Fixing the kernels backlight API (original) (raw)

David Herrmann dh.herrmann at gmail.com
Wed Feb 12 14:26:34 PST 2014


Hi

On Wed, Feb 12, 2014 at 9:43 PM, Ville Syrjälä <ville.syrjala at linux.intel.com> wrote:

On Thu, Feb 13, 2014 at 06:14:04AM +1000, Dave Airlie wrote:

> > The biggest remaining stumbling block is the backlight API, because opening the > sysfs files requires root rights. I'll very likely write a little helper for this > for now, but in the long run it would be good to have a better solution. > > While discussion this in the graphics devroom at Fosdem, the general consensus > seemed to be that the current backlight API is in need of an overhaul anyways. > > There are several issues with the current API: > -there is no reliable way to determine the relation between a backlight > control in sysfs and the display it controls the backlight off > -on many laptops we end up with multiple providers of backlight control > all battling over control of the same backlight controller through various > firmware interfaces > -and there is no way to do acl management on it because of sysfs usage > > At Fosdem it was suggested to "simply" make the backlight a property of > the connector in drm/kms and let users control it that way. From an acl pov > this makes a ton of sense, if a user controls the other display-panel settings, > then he should be able to control the backlight too. > > This also nicely solves the issue of userspace having to figure out which backlight > control to use for a certain output. > > Last this makes it the kernels responsibility to figure out which firmware interface > (if any) to use and tie that to the connector, rather then just exporting all of > them, including conflicting ones, and just hoping that userspace will figure things out. > > Note that wrt the last point, the kernel is the one which should have all the hardware > knowledge to do this properly, after all hardware abstraction is one of the tasks of > the kernel. > > I realize moving this more into the kernel, and tying things into drm is in no means > easy, but it is about time we clean up this mess. > > Note that although I'm kicking of this discussion, my focus within the graphics team is > mostly on input devices, so I'm hoping that someone else will pick things up once we've > a better idea of how we would like to solve this. >

I hate to respond with yeah no, but yeah no, http://people.freedesktop.org/~cbrill/dri-log/?channel=dri-devel&showhtml=true&highlightnames=&date=2014-02-04 http://people.freedesktop.org/~cbrill/dri-log/?channel=dri-devel&showhtml=true&highlightnames=&date=2014-02-05 read down that until you see me and tagr talking, read it a few times, and the follow on chat with dvdhrm. The biggest problem with leaving the kernel to pick the correct one, is the kernel simply never knows which is the correct one, That could be solved by still allowing userspace to change the connection between the property and the actual backlight device. With the prop approach + atomic modeset you could also do some slightly fancier things like changing the backlight at the same time as doing a modeset or just adjusting some other display related properties.
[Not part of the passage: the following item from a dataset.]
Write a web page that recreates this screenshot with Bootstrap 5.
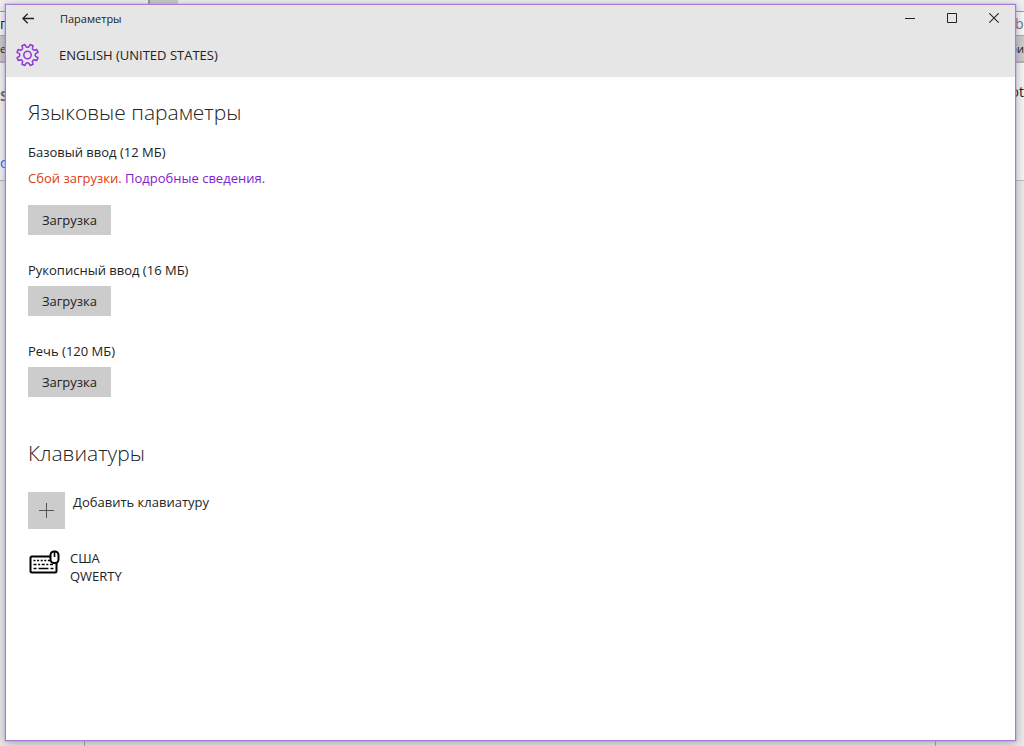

The "attach" stuff actually sounds doable, but who decides which one to attach? You still need some user-space script during device-plug for that. But to be honest, the simplest way would be a "backlightd" bus-activatable daemon. SetBacklight() then takes a DRM-connector and brightness-value, which the daemon looks up in /sys and sets.. This has the advantage that we can do any fancy matching in user-space. We can provide quirks (maybe even via udev-hwdb) and other helpers for weird setups.